As others said, Indonesian is a very simple language and it is easy to learn enough to make people smile. At least learn enough to say things like good morning/afternoon/evening and "very tasty" for complimenting food purveyors and waiters. And, most importantly, "Bintang besar" to get a 22oz bottle of the local beer.

Always have bottled water on hand, and don't eat anything that has been washed in regular fresh water. I pushed my luck at the end of a trip and was in a fair amount of distress for the next week or two.

You must eat babi guling (roast suckling pig). If you go up to Ubud (which I also recommend), go to Ibu Oka, which serves nothing but. In Ubud you also need to check out the monkey forest.
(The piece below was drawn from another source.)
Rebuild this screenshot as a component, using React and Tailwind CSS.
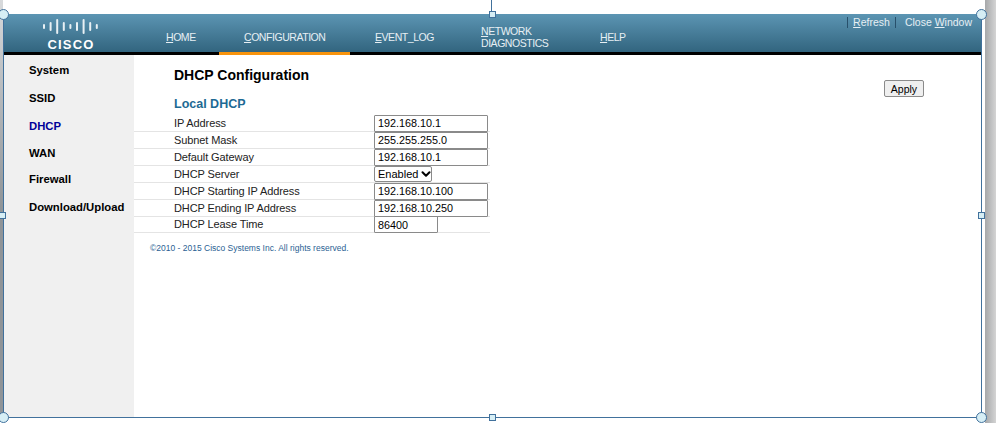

You can easily spend a day or two there doing the above, shopping, and watching music and dance (it will be going on all over the place, out in the open).

Things may be different in tourist spots like Kuta (I spent most of my time in Ubud), but in general, shop proprietors will expect you to haggle. Just play along, and if you get them down to around half of their original offer, then 1) you'll have done the culturally appropriate thing and everyone will be happy, 2) you'll still be getting "ripped off" compared to how low you could have bargained them down, and 3) it won't matter because it's so cheap anyway. It'll generally be obvious when something actually is a fixed price rather than up for discussion.